At the end of our breakfast feast, we faced each other across the table, admissions heavy on our lips. "I liked it," my boyfriend started. "I wasn't sure about it at first, but I really liked it."
"And I should probably stop tricking you into eating at 'exotic' restaurants."
"It's okay," he smiled. "How else would you get me to eat anywhere?"
_____________________At dinner a few nights later, I had taken the liberty of ordering for my dining companions who were joining me. As with Blue Nile, the food at Sheba Cafe takes longer than normal to arrive at your table as it's all cooked fresh by the two women who run the place.
The always-smiling Nunush works the front of the house while her mother, who doesn't appear to speak a word of English, works the kitchen. They're from Addis Ababa originally and have brought a broader selection of Ethiopian food to their restaurant than most Houstonians may be accustomed to. Sambusas, stuffed pastries more popularly known as samosas in India that are traditionally seen only during the holidays, are even available here on a daily basis.
My two friends arrived at nearly the same time as the food did: one who was more or less an Ethiopian neophyte and one who'd grown up eating the cuisine.

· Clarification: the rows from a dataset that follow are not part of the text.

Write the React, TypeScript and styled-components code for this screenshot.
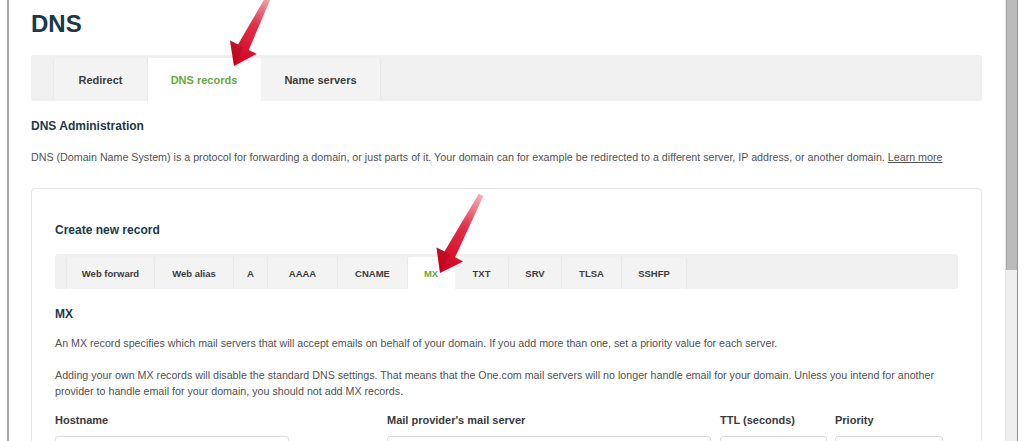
import React from 'react'
import styled, { createGlobalStyle } from 'styled-components'

const GlobalStyle = createGlobalStyle`
  html, body {
    margin: 0;
    padding: 0;
    background: #fff;
  }
  body {
    font-family: 'Liberation Sans', Arial, sans-serif;
    color: #4a4a4a;
  }
  * {
    box-sizing: border-box;
  }
`

const Shell = styled.div`
  position: relative;
  display: flex;
  width: 1024px;
  height: 441px;
  overflow: hidden;
  background: #fff;
`

const Page = styled.main`
  flex: 1;
  min-width: 0;
  margin-left: 7px;
  border-left: 2px solid #a6a6a6;
  padding: 10px 23px 0 22px;
`

const Scrollbar = styled.div`
  width: 13px;
  margin-right: 6px;
  background: #efefef;
  border-left: 1px solid #e2e2e2;
  border-right: 1px solid #8f8f8f;
`

const Thumb = styled.div`
  height: 270px;
  background: #bbbbbb;
  border-left: 1px solid #a9a9a9;
`

const Title = styled.h1`
  margin: 0;
  font-size: 24px;
  line-height: 28px;
  font-weight: 700;
  color: #1a3846;
`

const TabBar = styled.div<{ $inset: number; $height: number; $gap: number }>`
  display: flex;
  align-items: flex-end;
  height: ${p => p.$height}px;
  margin-top: ${p => p.$gap}px;
  padding-left: ${p => p.$inset}px;
  background: #f0f0f0;
  border-radius: 3px;
`

const Tab = styled.div<{ $active?: boolean; $small?: boolean; $width: number }>`
  display: flex;
  align-items: center;
  justify-content: center;
  width: ${p => p.$width}px;
  height: calc(100% - 3px);
  background: ${p => (p.$active ? '#fff' : '#f3f3f3')};
  border-right: 1px solid ${p => (p.$active ? '#fff' : '#e9e9e9')};
  border-radius: 2px 2px 0 0;
  font-size: ${p => (p.$small ? '9.5px' : '11px')};
  font-weight: 700;
  color: ${p => (p.$active ? '#66a83e' : '#3c3c3c')};
  white-space: nowrap;
  &:first-child {
    border-left: 1px solid #e9e9e9;
  }
`

const SectionTitle = styled.h2<{ $gap: number }>`
  margin: ${p => p.$gap}px 0 0;
  font-size: 12px;
  line-height: 16px;
  font-weight: 700;
  color: #1c3a48;
`

const Text = styled.p<{ $gap: number }>`
  margin: ${p => p.$gap}px 0 0;
  font-size: 10.7px;
  line-height: 16px;
  color: #525252;
`

const MoreLink = styled.a`
  color: #525252;
  text-decoration: underline;
`

const Card = styled.section`
  margin-top: 23px;
  height: 300px;
  border: 1px solid #e6e6e6;
  border-radius: 4px;
  padding: 33px 23px 0;
`

const FormGrid = styled.div`
  display: grid;
  grid-template-columns: 332px 333px 115px 108px;
  margin-top: 13px;
`

const Field = styled.div`
  display: flex;
  flex-direction: column;
  gap: 8px;
`

const Label = styled.label`
  font-size: 11px;
  line-height: 16px;
  font-weight: 700;
  color: #3a3a3a;
`

const Input = styled.input<{ $width: number }>`
  width: ${p => p.$width}px;
  height: 32px;
  border: 1px solid #dcdcdc;
  border-radius: 3px;
  background: #fff;
  outline: none;
`

const Overlay = styled.svg`
  position: absolute;
  left: 0;
  top: 0;
  pointer-events: none;
`

const topTabs = [
  { label: 'Redirect', width: 95 },
  { label: 'DNS records', width: 113 },
  { label: 'Name servers', width: 120 }
]

const recordTabs = [
  { label: 'Web forward', width: 89 },
  { label: 'Web alias', width: 79 },
  { label: 'A', width: 34 },
  { label: 'AAAA', width: 70 },
  { label: 'CNAME', width: 70 },
  { label: 'MX', width: 47 },
  { label: 'TXT', width: 54 },
  { label: 'SRV', width: 53 },
  { label: 'TLSA', width: 60 },
  { label: 'SSHFP', width: 65 }
]

const fields = [
  { label: 'Hostname', width: 234 },
  { label: "Mail provider's mail server", width: 324 },
  { label: 'TTL (seconds)', width: 107 },
  { label: 'Priority', width: 108 }
]

type Pt = [number, number]

function Arrow({ tail, tip, id }: { tail: Pt; tip: Pt; id: string }) {
  const dx = tip[0] - tail[0]
  const dy = tip[1] - tail[1]
  const len = Math.hypot(dx, dy)
  const u: Pt = [dx / len, dy / len]
  const v: Pt = [u[1], -u[0]]
  const at = (base: Pt, k: number): Pt => [base[0] + v[0] * k, base[1] + v[1] * k]
  const b: Pt = [tip[0] - u[0] * 21, tip[1] - u[1] * 21]
  const pts = [tip, at(b, -15), at(b, -6), at(tail, -2.5), at(tail, 2.5), at(b, 6), at(b, 15)]
  const shade = [tip, at(b, -15), at(b, -6), b]
  const str = (list: Pt[]) => list.map(p => p.join(',')).join(' ')

  return (
    <g>
      <defs>
        <linearGradient
          id={id}
          gradientUnits="userSpaceOnUse"
          x1={tail[0]}
          y1={tail[1]}
          x2={tip[0]}
          y2={tip[1]}
        >
          <stop offset="0" stopColor="#f4b0b8" />
          <stop offset="0.4" stopColor="#e43049" />
          <stop offset="1" stopColor="#cc001d" />
        </linearGradient>
      </defs>
      <polygon points={str(pts)} fill={`url(#${id})`} />
      <polygon points={str(shade)} fill="#a00014" opacity="0.3" />
    </g>
  )
}

export default function App() {
  return (
    <>
      <GlobalStyle />
      <Shell>
        <Page>
          <Title>DNS</Title>
          <TabBar $inset={22} $height={46} $gap={17}>
            {topTabs.map(t => (
              <Tab key={t.label} $width={t.width} $active={t.label === 'DNS records'}>
                {t.label}
              </Tab>
            ))}
          </TabBar>

          <SectionTitle $gap={17}>DNS Administration</SectionTitle>
          <Text $gap={15}>
            DNS (Domain Name System) is a protocol for forwarding a domain, or just parts of it. Your
            domain can for example be redirected to a different server, IP address, or another
            domain. <MoreLink href="#">Learn more</MoreLink>
          </Text>

          <Card>
            <SectionTitle $gap={0}>Create new record</SectionTitle>
            <TabBar $inset={11} $height={35} $gap={16}>
              {recordTabs.map(t => (
                <Tab key={t.label} $small $width={t.width} $active={t.label === 'MX'}>
                  {t.label}
                </Tab>
              ))}
            </TabBar>

            <SectionTitle $gap={17}>MX</SectionTitle>
            <Text $gap={13}>
              An MX record specifies which mail servers that will accept emails on behalf of your
              domain. If you add more than one, set a priority value for each server.
            </Text>
            <Text $gap={16}>
              Adding your own MX records will disable the standard DNS settings. That means that the
              One.com mail servers will no longer handle email for your domain. Unless you intend for
              another provider to handle email for your domain, you should not add MX records.
            </Text>

            <FormGrid>
              {fields.map(f => (
                <Field key={f.label}>
                  <Label>{f.label}</Label>
                  <Input $width={f.width} />
                </Field>
              ))}
            </FormGrid>
          </Card>
        </Page>
        <Scrollbar>
          <Thumb />
        </Scrollbar>

        <Overlay width={1024} height={441}>
          <Arrow id="arrow-top" tail={[269, -4]} tip={[234, 66]} />
          <Arrow id="arrow-mx" tail={[481, 195]} tip={[440, 273]} />
        </Overlay>
      </Shell>
    </>
  )
}
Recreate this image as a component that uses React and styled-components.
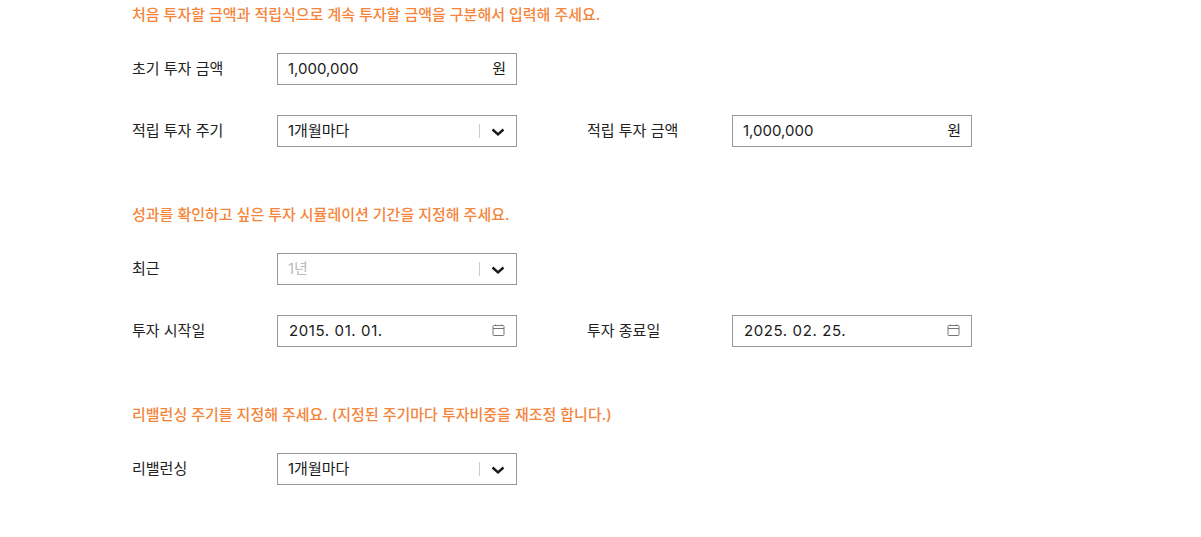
import React from "react";
import styled, { createGlobalStyle } from "styled-components";

const Global = createGlobalStyle`
  html, body { margin: 0; padding: 0; background: #fff; overflow: hidden; }
  body { font-family: Inter, "Noto Sans CJK KR", sans-serif; color: #111; }
`;
const Page = styled.div`
  width: 1201px; height: 537px; box-sizing: border-box; padding: 4px 0 0 132px; overflow: hidden;
`;
const Section = styled.section`
  height: 200px;
  display: flex; flex-direction: column;
`;
const Notice = styled.p`
  margin: 0 0 -1px; height: 20px; line-height: 20px; font-size: 15px; color: #f5853a; font-weight: 500; letter-spacing: 0;
  padding-top: 1px;
`;
const Rows = styled.div`
  margin-top: 29px; display: flex; flex-direction: column; gap: 30px;
`;
const Row = styled.div`
  display: flex; height: 32px; align-items: center;
`;
const Field = styled.div`
  display: flex; align-items: center; width: 455px;
`;
const Label = styled.span`
  width: 145px; height: 20px; line-height: 20px; font-size: 15px; color: #222;
`;
const Box = styled.div`
  width: 240px; height: 32px; box-sizing: border-box; border: 1px solid #999; display: flex; align-items: center;
  padding: 0 10px; font-size: 15px; justify-content: space-between; color: ${p => p.$muted ? "#bbb" : "#1a1a1a"};
`;
const Value = styled.span`
  height: 20px; line-height: 20px;
`;
const Divider = styled.i`
  width: 1px; height: 14px; background: #ccc; margin-left: auto;
`;
const Chevron = styled.svg`
  width: 14px; height: 14px; margin: 1px 1px 0 11px; fill: none; stroke: #1a1a1a; stroke-width: 2.4;
`;
const Select = ({ value, muted }) => (
  <Box $muted={muted}>
    <Value>{value}</Value><Divider />
    <Chevron viewBox="0 0 14 14"><path d="M1.5 4.5l5.5 5 5.5-5" /></Chevron>
  </Box>
);
const Money = () => <Box><Value>1,000,000</Value><Value>원</Value></Box>;
const CalIcon = styled.svg`
  width: 13px; height: 13px; margin: 0 1px 1px 0; fill: none; stroke: #777; stroke-width: 1;
`;
const DateText = styled(Value)`
  padding-left: 1px; letter-spacing: .6px;
`;
const DateBox = ({ value }) => (
  <Box>
    <DateText>{value}</DateText>
    <CalIcon viewBox="0 0 13 13"><rect x="1" y="1.5" width="11" height="10" rx="1" /><path d="M1 4.5h11M3.5 .5v1.5M9.5 .5v1.5" /></CalIcon>
  </Box>
);

export default function App() {
  return (
    <Page>
      <Global />
      <Section>
        <Notice>처음 투자할 금액과 적립식으로 계속 투자할 금액을 구분해서 입력해 주세요.</Notice>
        <Rows>
          <Row><Field><Label>초기 투자 금액</Label><Money /></Field></Row>
          <Row>
            <Field><Label>적립 투자 주기</Label><Select value="1개월마다" /></Field>
            <Field><Label>적립 투자 금액</Label><Money /></Field>
          </Row>
        </Rows>
      </Section>
      <Section>
        <Notice>성과를 확인하고 싶은 투자 시뮬레이션 기간을 지정해 주세요.</Notice>
        <Rows>
          <Row><Field><Label>최근</Label><Select value="1년" muted /></Field></Row>
          <Row>
            <Field><Label>투자 시작일</Label><DateBox value="2015. 01. 01." /></Field>
            <Field><Label>투자 종료일</Label><DateBox value="2025. 02. 25." /></Field>
          </Row>
        </Rows>
      </Section>
      <Section>
        <Notice>리밸런싱 주기를 지정해 주세요. (지정된 주기마다 투자비중을 재조정 합니다.)</Notice>
        <Rows>
          <Row><Field><Label>리밸런싱</Label><Select value="1개월마다" /></Field></Row>
        </Rows>
      </Section>
    </Page>
  );
}
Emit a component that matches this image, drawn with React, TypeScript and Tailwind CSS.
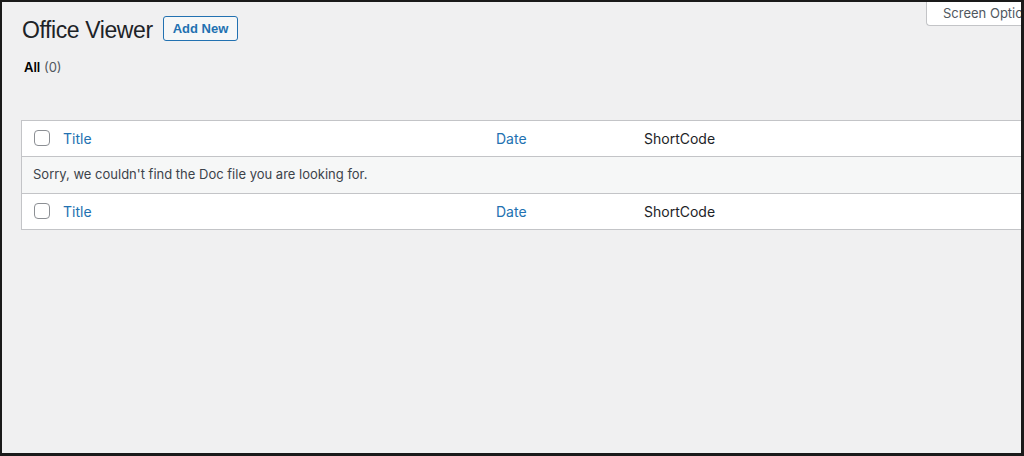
import React from "react";

function Checkbox() {
  return <span className="block h-4 w-4 shrink-0 rounded-[4px] border border-[#8c8f94] bg-white" />;
}

function HeadRow({ top }: { top?: boolean }) {
  return (
    <div
      className={`flex h-9 items-center bg-white pl-3 text-[14px] ${
        top ? "border-b border-[#c3c4c7]" : "border-t border-[#c3c4c7]"
      }`}
    >
      <Checkbox />
      <span className="ml-[13px] w-[433px] text-[#2271b1]">Title</span>
      <span className="w-[148px] text-[#2271b1]">Date</span>
      <span className="text-[#1d2327]">ShortCode</span>
    </div>
  );
}

export default function App() {
  return (
    <div className="h-[456px] w-[1024px] overflow-hidden border-b-[3px] border-l-2 border-r-[3px] border-t-2 border-[#1a1a1a] bg-[#f0f0f1] font-['Inter',sans-serif]">
      <div className="relative h-full pl-[19px]">
        <div className="absolute right-0 top-0 flex h-6 w-[95px] items-center rounded-bl-[4px] border-b border-l border-[#c3c4c7] bg-white pl-4 text-[13px] whitespace-nowrap text-[#50575e]">
          Screen Options
        </div>
        <div className="flex items-start gap-[10px] pt-[14px] font-['Liberation_Sans',Arial,sans-serif]">
          <h1 className="pl-[1px] text-[23px] leading-[28px] tracking-[-0.4px] text-[#1d2327]">Office Viewer</h1>
          <button className="flex h-[25px] items-center rounded-[3px] border border-[#2271b1] bg-[#f6f7f7] px-[9px] text-[13px] font-bold text-[#2271b1]">
            Add New
          </button>
        </div>
        <div className="mt-[14px] pl-[3px] text-[13px] text-[#50575e]">
          <span className="font-semibold text-[#000]">All</span> (0)
        </div>
        <div className="mt-[42px] w-[1040px] border border-[#c3c4c7] bg-white">
          <HeadRow top />
          <div className="flex h-9 items-center bg-[#f6f7f7] pl-[11px] text-[13px] text-[#3c434a]">
            Sorry, we couldn't find the Doc file you are looking for.
          </div>
          <HeadRow />
        </div>
      </div>
    </div>
  );
}
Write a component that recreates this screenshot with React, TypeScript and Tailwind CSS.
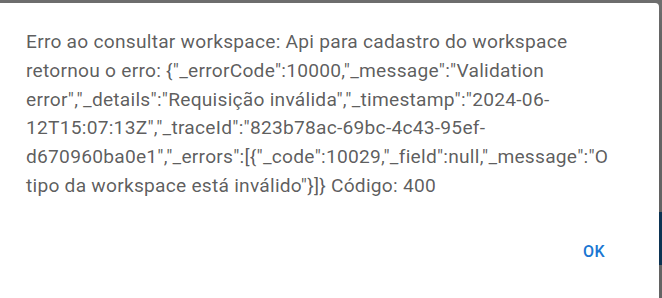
import { FC } from "react";

const message =
  'Erro ao consultar workspace: Api para cadastro do workspace retornou o erro: {"_errorCode":10000,"_message":"Validation error","_details":"Requisição inválida","_timestamp":"2024-06-12T15:07:13Z","_traceId":"823b78ac-69bc-4c43-95ef-d670960ba0e1","_errors":[{"_code":10029,"_field":null,"_message":"O tipo da workspace está inválido"}]} Código: 400';

const App: FC = () => {
  return (
    <div className="relative flex h-[298px] w-[662px] overflow-hidden bg-[#6f6f6f] pt-[3px] pr-[3px] font-['Roboto',sans-serif]">
      {/* page content peeking out behind the backdrop */}
      <span className="absolute right-0 top-[212px] h-[53px] w-[3px] bg-[#0f3a5c]" />
      <div className="relative flex flex-1 flex-col rounded-tr-[4px] bg-white shadow-[0_11px_15px_-7px_rgba(0,0,0,0.2),0_24px_38px_3px_rgba(0,0,0,0.14)]">
        <div className="pl-[26px] pr-[23px] pt-[25px] pb-[33px]">
          <p className="text-[19.2px] leading-[28.8px] tracking-[0.24px] text-black/65">
            {message}
          </p>
        </div>
        <div className="flex justify-end pr-[33px]">
          <button className="h-[36px] min-w-[64px] rounded px-2 text-[16px] font-medium uppercase tracking-[0.4px] text-[#1976d2]">
            OK
          </button>
        </div>
      </div>
    </div>
  );
};

export default App;
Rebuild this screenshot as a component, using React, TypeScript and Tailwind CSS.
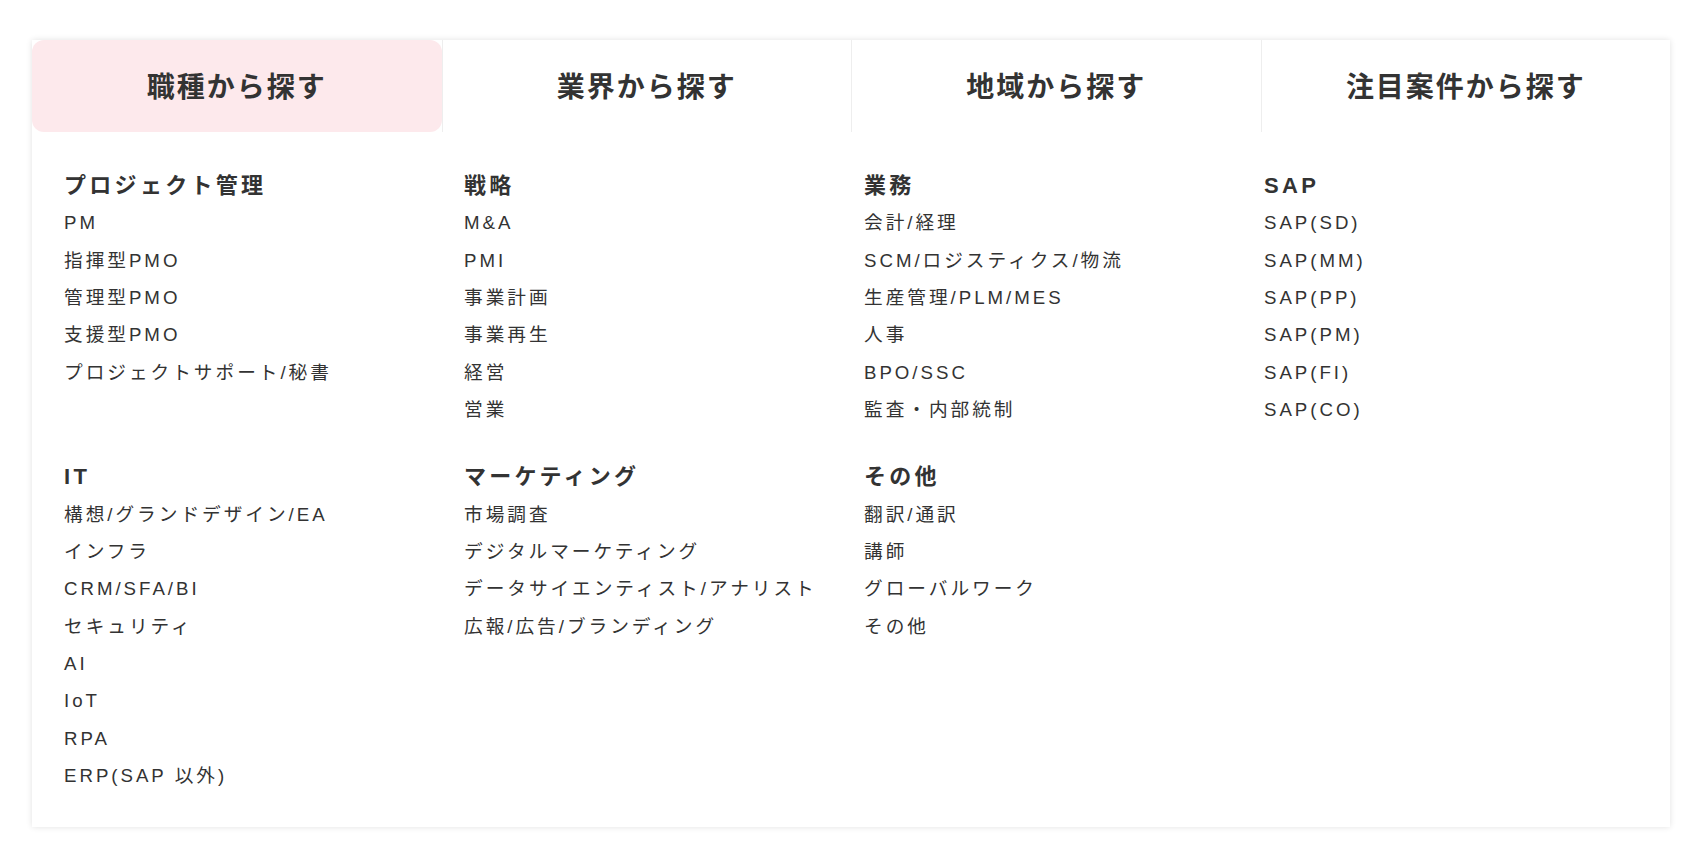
import React from 'react'

type Group = {
  title: string
  items: string[]
}

const tabs = ['職種から探す', '業界から探す', '地域から探す', '注目案件から探す']

// two rows of four columns; empty slots keep the grid aligned
const rows: (Group | null)[][] = [
  [
    { title: 'プロジェクト管理', items: ['PM', '指揮型PMO', '管理型PMO', '支援型PMO', 'プロジェクトサポート/秘書'] },
    { title: '戦略', items: ['M&A', 'PMI', '事業計画', '事業再生', '経営', '営業'] },
    { title: '業務', items: ['会計/経理', 'SCM/ロジスティクス/物流', '生産管理/PLM/MES', '人事', 'BPO/SSC', '監査・内部統制'] },
    { title: 'SAP', items: ['SAP(SD)', 'SAP(MM)', 'SAP(PP)', 'SAP(PM)', 'SAP(FI)', 'SAP(CO)'] },
  ],
  [
    { title: 'IT', items: ['構想/グランドデザイン/EA', 'インフラ', 'CRM/SFA/BI', 'セキュリティ', 'AI', 'IoT', 'RPA', 'ERP(SAP 以外)'] },
    { title: 'マーケティング', items: ['市場調査', 'デジタルマーケティング', 'データサイエンティスト/アナリスト', '広報/広告/ブランディング'] },
    { title: 'その他', items: ['翻訳/通訳', '講師', 'グローバルワーク', 'その他'] },
    null,
  ],
]

function CategoryGroup({ group }: { group: Group | null }) {
  if (!group) return <div />
  return (
    <div className="flex flex-col">
      <h3 className="text-[22px] leading-[37.33px] font-bold tracking-[0.15em] text-[#333]">{group.title}</h3>
      <ul className="flex flex-col">
        {group.items.map((item) => (
          <li key={item} className="text-[18.66px] leading-[37.33px] tracking-[0.16em] text-[#333]">
            {item}
          </li>
        ))}
      </ul>
    </div>
  )
}

export default function App() {
  return (
    <div
      className="min-h-[860px] bg-white pt-[40px] pl-[32px]"
      style={{ fontFamily: '"Liberation Sans", "Noto Sans CJK JP", sans-serif' }}
    >
      <div className="w-[1638px] bg-white shadow-[0_0_6px_rgba(0,0,0,0.12)]">
        {/* Tabs */}
        <div className="grid grid-cols-4 h-[92px]">
          {tabs.map((tab, i) => (
            <button
              key={tab}
              className={
                i === 0
                  ? 'flex items-center justify-center pt-[4px] rounded-[12px] bg-[#fde9ec] text-[28px] font-bold tracking-[0.07em] text-[#333]'
                  : 'flex items-center justify-center pt-[4px] border-l border-[#eeeeee] text-[28px] font-bold tracking-[0.07em] text-[#333]'
              }
            >
              {tab}
            </button>
          ))}
        </div>

        {/* Category lists */}
        <div className="flex flex-col gap-y-[30px] pl-[32px] pt-[35px] pb-[33px]">
          {rows.map((row, r) => (
            <div key={r} className="grid grid-cols-[400px_400px_400px_400px]">
              {row.map((group, c) => (
                <CategoryGroup key={c} group={group} />
              ))}
            </div>
          ))}
        </div>
      </div>
    </div>
  )
}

I'd ordered some standards to test out on the group: kitfo, doro wot (on the menu here as "yedoro wat") and a vegetable combination platter.
"Is that an egg?" asked the neophyte, pointing to the dark red bowl of doro wot. "And a chicken leg?" I nodded yes. "Score," was her excited response.
Doro wot is traditionally served with these two items, indicative of the chicken that's the main ingredient in the wot — or stew — and it's no different at Sheba. We'd been given individual plates instead a communal platter to eat off, so my dining companions began spooning the lush stew out of its bowl. The doro wot was surprisingly mild, making my previous warning to watch the heat pointless now. But what it lacked in punch, it made up for in complexity: I could taste the sharp bite of ginger in the thick stew, the pungent garlic and the signature smoky-sweetness of fenugreek, a spice that I wish was used more often in Western cooking. Without fenugreek, doro wot would just be another curry; with it, it becomes an iconic dish that blends Indian, African and Middle Eastern cuisines into one swarthy mess of a masterpiece.
My dining companions were going nuts over it, nearly licking the bowl dry. Less popular was the kitfo — maligned as it always tends to be, mostly because of the fact that it's a rather unappetizing-looking bowl of raw meat. But if you're a fan of things like carpaccio and sashimi, kitfo isn't exactly a giant leap forward. Instead of highly spiced accompaniments like mustard sauce or wasabi, kitfo — raw minced beef tenderloin — is sprinkled with mitmita and served alongside a refreshing bowl of crumbled Ethiopian cheese that's a far milder, far less salty version of feta. It was miles better than any other kitfo I've had in the past, including the version offered at my old sweetheart, Blue Nile.
The vegetable combination platter held something for everyone, however: sautéed collard greens, lentils cooked down with ginger and garlic, saffron-colored peas with green peppers, green beans stewed with tomatoes, pureed split peas and even a nicely peppery salad in the middle. We ate it all, bellies full and broad smiles on all of our faces.
In my experience, anyone can learn to love Ethiopian food. And Sheba Cafe is an excellent place to start. Even at breakfast.